Pero volvamos al hilo de este post inconexo. Imagino que en estos tiempos pocos se plantean la vida como el valle de lágrimas que hay que atravesar para llegar al paraíso, cuya consecución da sentido a los sufrimientos vividos. Sin embargo, sí creo que la concepción religiosa de búsqueda de un sentido finalista a la vida sigue subyaciendo en la mayoría de nosotros, aunque ese sentido lo hayamos terrenalizado. Ahora el cielo que da sentido a nuestro caminar, que justifica el simple hecho de caminar, que nos guía en la elección de uno u otro de los caminos posibles (¿de las vidas posibles?) son nuestros propósitos.
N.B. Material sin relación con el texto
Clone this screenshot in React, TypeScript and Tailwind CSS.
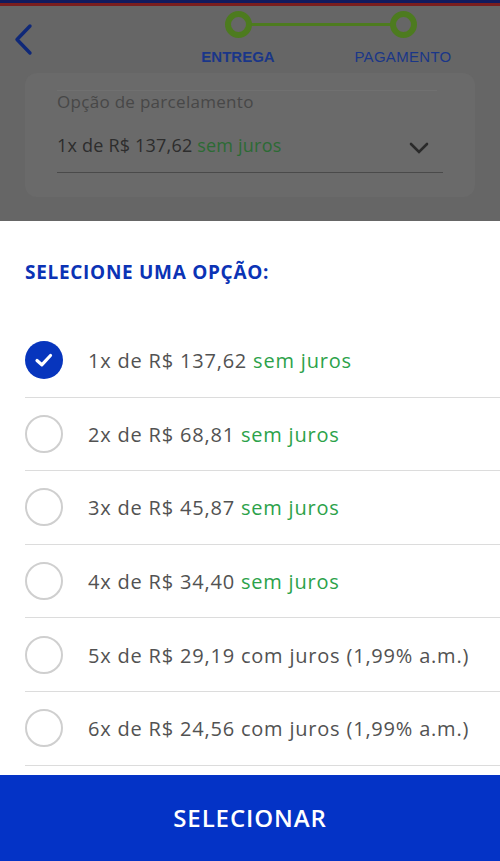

Propósitos definidos, con mayor o menor precisión, desde unos valores que tenemos, que la mayoría de las veces no son más que tópicos que nos han ido enquistando desde pequeñitos y que rara vez nos planteamos cuestionar (¡qué vértigo quedarnos sin las referencias, sin el sentido de nuestra vida!).

Una amiga, hace poco, me decía que sin propósitos la vida carecía de sentido y una vida sin sentido no era nada. No voy a despreciar los propósitos, ni mucho menos a reivindicar su inutilidad. Lo que reivindico es que la vida no necesita de nuestros propósitos para merecer ser vivida. Lo que digo es que la vida en sí misma es lo único que tenemos (y, por tanto, maravillosa) y que el principal propósito debiera ser (pero allá cada uno) el aprender a vivirla, a disfrutarla, a exprimirla. Y entonces, para mí, no existe EL camino (y mucho menos LA verdad), sino multitud de paisajes con senderos que se bifurcan hasta el infinito, múltiples oportunidades de exploración vital.

Por supuesto, cada uno se va haciendo sus mapas de ruta, sus reglas de uso personal para transitar; pero no me gustan los propósitos-anteojeras que te impiden desviarte de EL camino (el que es LA verdad). Por eso, más que de propósitos (con su connotación finalista) prefiero hablar de criterios (los míos), los que pongo en juego al dar cada paso y orientarlo en una u otra dirección, atento siempre a aprovechar, a descubrir, esos paisajes inesperados que me sorprenden a la vuelta de un recodo.

Pero de mis criterios no toca hablar en este post.